**WRITTEN EXERCISE:** Pick out the lines below that include the string "React".
□ □ □ □ □
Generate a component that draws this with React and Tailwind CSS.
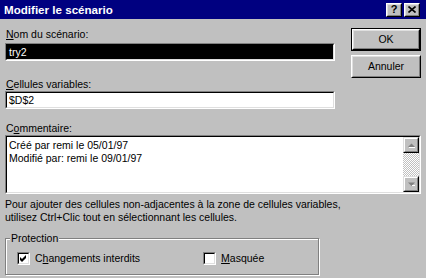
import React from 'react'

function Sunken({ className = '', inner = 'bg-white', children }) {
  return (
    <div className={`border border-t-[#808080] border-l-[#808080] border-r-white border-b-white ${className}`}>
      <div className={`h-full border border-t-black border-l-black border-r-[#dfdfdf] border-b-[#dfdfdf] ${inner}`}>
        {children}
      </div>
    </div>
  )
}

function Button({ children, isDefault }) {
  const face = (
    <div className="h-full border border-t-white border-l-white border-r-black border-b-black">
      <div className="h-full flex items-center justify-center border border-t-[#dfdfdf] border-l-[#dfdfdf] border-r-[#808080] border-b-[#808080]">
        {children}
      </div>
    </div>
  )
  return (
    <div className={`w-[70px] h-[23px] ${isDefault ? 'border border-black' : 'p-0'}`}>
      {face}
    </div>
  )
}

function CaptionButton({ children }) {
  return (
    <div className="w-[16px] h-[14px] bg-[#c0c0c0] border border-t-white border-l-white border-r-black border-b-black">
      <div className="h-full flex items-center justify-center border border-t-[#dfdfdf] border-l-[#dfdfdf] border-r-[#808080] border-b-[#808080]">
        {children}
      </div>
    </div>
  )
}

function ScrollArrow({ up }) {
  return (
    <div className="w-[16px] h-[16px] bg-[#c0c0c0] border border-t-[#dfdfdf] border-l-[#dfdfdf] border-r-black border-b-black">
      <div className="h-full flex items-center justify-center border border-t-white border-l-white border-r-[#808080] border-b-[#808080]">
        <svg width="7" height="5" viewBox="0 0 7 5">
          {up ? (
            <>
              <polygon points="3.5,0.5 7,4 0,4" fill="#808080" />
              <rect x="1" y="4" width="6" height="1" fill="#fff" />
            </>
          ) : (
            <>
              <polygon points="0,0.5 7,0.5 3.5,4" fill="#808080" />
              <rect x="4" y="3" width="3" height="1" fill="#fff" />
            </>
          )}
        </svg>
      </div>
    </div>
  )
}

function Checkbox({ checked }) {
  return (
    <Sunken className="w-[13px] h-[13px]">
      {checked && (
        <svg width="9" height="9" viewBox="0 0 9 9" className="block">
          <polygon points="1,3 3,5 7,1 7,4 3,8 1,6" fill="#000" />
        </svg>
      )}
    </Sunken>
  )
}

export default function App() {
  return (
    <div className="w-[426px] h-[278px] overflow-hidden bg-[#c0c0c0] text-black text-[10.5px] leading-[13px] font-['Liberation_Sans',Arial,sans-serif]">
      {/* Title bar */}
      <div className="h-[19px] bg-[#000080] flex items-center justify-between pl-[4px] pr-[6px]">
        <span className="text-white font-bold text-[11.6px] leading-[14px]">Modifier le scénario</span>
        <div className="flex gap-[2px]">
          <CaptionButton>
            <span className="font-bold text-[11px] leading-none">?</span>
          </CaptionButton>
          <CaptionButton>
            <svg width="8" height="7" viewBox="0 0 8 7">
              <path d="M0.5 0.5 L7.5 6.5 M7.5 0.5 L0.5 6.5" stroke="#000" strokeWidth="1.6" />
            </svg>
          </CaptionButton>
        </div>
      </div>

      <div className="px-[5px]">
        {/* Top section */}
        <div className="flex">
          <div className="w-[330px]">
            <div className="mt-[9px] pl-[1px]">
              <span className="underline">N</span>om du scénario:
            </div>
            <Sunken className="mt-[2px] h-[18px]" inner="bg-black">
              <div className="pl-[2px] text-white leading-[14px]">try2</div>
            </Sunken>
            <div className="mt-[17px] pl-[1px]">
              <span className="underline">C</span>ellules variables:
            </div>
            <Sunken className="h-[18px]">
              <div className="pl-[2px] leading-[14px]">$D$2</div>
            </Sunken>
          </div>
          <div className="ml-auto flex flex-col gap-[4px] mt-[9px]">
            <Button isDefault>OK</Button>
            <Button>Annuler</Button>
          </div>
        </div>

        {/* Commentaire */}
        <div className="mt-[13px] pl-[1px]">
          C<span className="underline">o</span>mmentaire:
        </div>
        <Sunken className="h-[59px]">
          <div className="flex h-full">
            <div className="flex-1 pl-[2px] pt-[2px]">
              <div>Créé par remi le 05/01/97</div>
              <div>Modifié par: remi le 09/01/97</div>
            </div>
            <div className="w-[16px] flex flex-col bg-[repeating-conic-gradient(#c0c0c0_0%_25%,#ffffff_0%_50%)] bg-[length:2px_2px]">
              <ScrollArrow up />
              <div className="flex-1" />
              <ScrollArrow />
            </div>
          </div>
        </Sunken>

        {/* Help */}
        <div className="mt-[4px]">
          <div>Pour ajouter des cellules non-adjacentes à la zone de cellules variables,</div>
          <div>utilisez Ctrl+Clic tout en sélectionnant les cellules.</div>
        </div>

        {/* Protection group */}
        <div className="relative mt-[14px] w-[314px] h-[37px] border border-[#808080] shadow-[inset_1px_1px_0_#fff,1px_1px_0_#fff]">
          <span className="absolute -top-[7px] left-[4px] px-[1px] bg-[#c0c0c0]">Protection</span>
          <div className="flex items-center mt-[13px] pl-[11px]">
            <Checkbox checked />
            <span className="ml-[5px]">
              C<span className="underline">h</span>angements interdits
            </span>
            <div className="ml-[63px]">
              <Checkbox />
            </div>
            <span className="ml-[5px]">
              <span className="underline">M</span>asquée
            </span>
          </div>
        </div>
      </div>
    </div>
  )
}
□ □ □ □ □
**FULL RESPONSE:**
Generate a component that draws this with React and Tailwind CSS.
import React from 'react'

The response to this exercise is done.